The Occupy movement opened a space in political discourse for Obama to talk about fairness, something that every working American feels is missing right now. While everyone else was suffering, the bankers got bailouts and bonuses. This is not an issue, as the tea party claimed, of government getting involved when it shouldn’t. This is about fairness, and no amount of worry over deficits is going to trump the politics of justice.
Romney is playing a role already written by the Occupy movement — he is the 1 percent against the other 99. So Obama can point to him as someone to blame for the economy, not someone who can fix it. But more importantly, the Occupy movement made it safe to tell the truth about guys like Mitt Romney, who is among the top 10 percent of income earners, the same people who own 74 percent of all wealth in the United States, a staggering fact.
This, more than anything, may be why Romney won’t release more of his tax returns; they’d serve to enrich a story already being told.
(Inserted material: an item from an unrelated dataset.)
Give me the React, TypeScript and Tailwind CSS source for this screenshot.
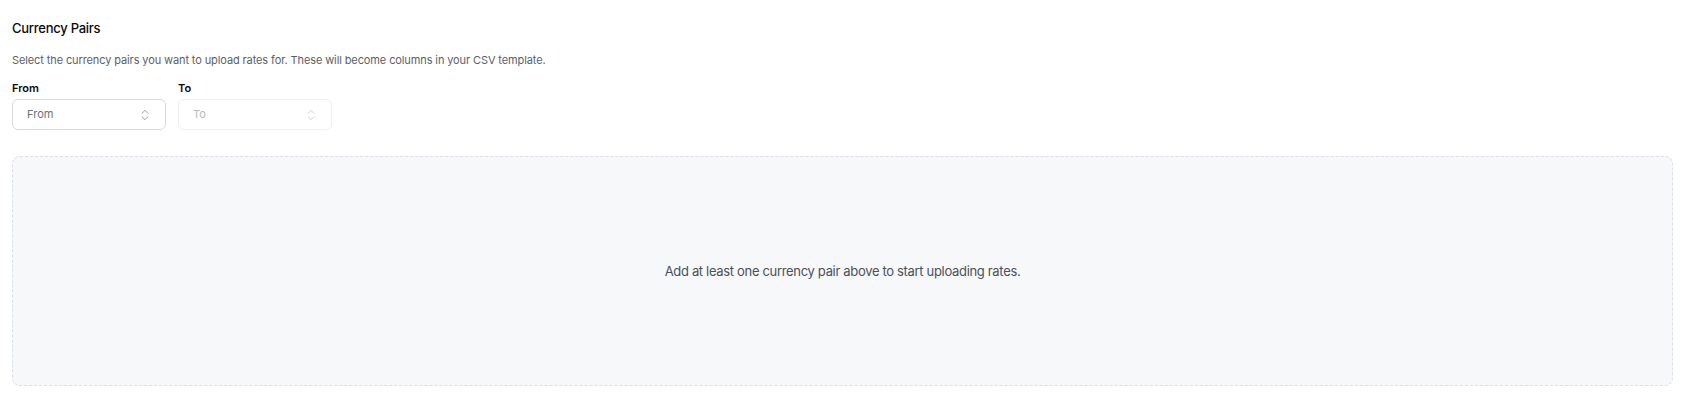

And without Occupy, the president might be stuck using the soft middling rhetoric of Clinton’s New Democrats. Instead of “fairness,” he’d be talking about “opportunity,” which would be just the thing Romney would prefer.
From the beginning, Romney has wanted to frame this election as a referendum on the president. Thanks to Occupy, Obama has escaped that trap, framing the election instead as a choice between ideologies — one that serves the 1 percent and one that serves the rest.